イタリアで制作して日本に送った。この設営は今朝3時から取り掛かって6時に完成したわ。商品のストックが置ける棚もあるしシートもある。ザ・ステージの場所は人通りが多いから、その喧噪を忘れるような快適な空間にしたつもりよ。女性だからついついいろんなことを考えて、期間限定のブティックでも“収納”や“シート”などと欲張りになるのよね。
ザ・ステージ終了後はどうするか?
再利用するつもりよ。海外の別の百貨店で使うかもしれないし、アレンジしてオフィスで使うかもしれない。昨年のミラノ本店の隈氏のインスタレーションだって、50%以上をアーティストや友人に販売したわ。テーブルの30%はオフィスで使用している。残りはアーカイブとして残したり、アップサイクルしたりして使うつもり。
販売する理由は?
無償で提供したらありがたみが分からないじゃない。とにかく、インスタレーションなどに使用した全てのものは、販売するか再利用して無駄にはしない。
「ヴァレクストラ」のフィロソフィーは?
1937年に設立されたブランドで、高品質でタイムレスであること。あと、カラフルで洗練されている点。50年代にデザインされたバッグが今でもベストセラーよ。半年ごとに替わるようなバッグじゃないの。毎日使えるし、長年使える。だから投資しても、毎シーズンバッグを買い替えるよりはずっといい。
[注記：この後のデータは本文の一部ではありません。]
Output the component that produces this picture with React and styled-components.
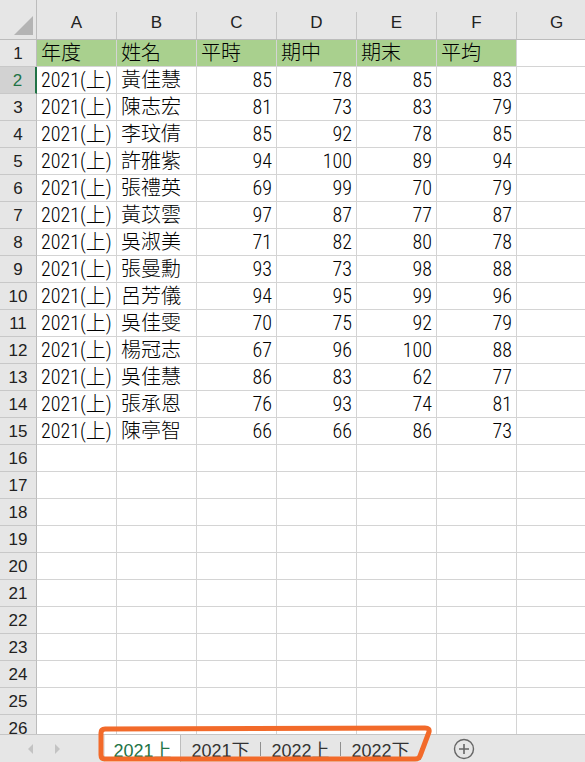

新商品に関してもタイムレスでずっと使えるものでなければならない。だから、シーズンごとに新作を出したりしない。じっくりとそのコンセプトに合っているかどうかを考えた上で、出せる時に出すというスタンスよ。
多くのラグジュアリーブランドとどのように戦うか?
「ヴァレクストラ」がどのようなブランドか、どのような価値があるのか、なぜ「ヴァレクストラ」なのかという点をいろいろな方法を使って伝えていくしかない。「ヴァレクストラ」がクリエイティブなブランドであることは気付いてもらえている。これからは、いろいろなストーリーを通じて、顧客予備軍にファンになってもらいたい。「ヴァレクストラ」は持つ人を引き立ててくれるバッグよ。主張せずにその人のスタイルを完成させる、それが「ヴァレクストラ」のバッグなの。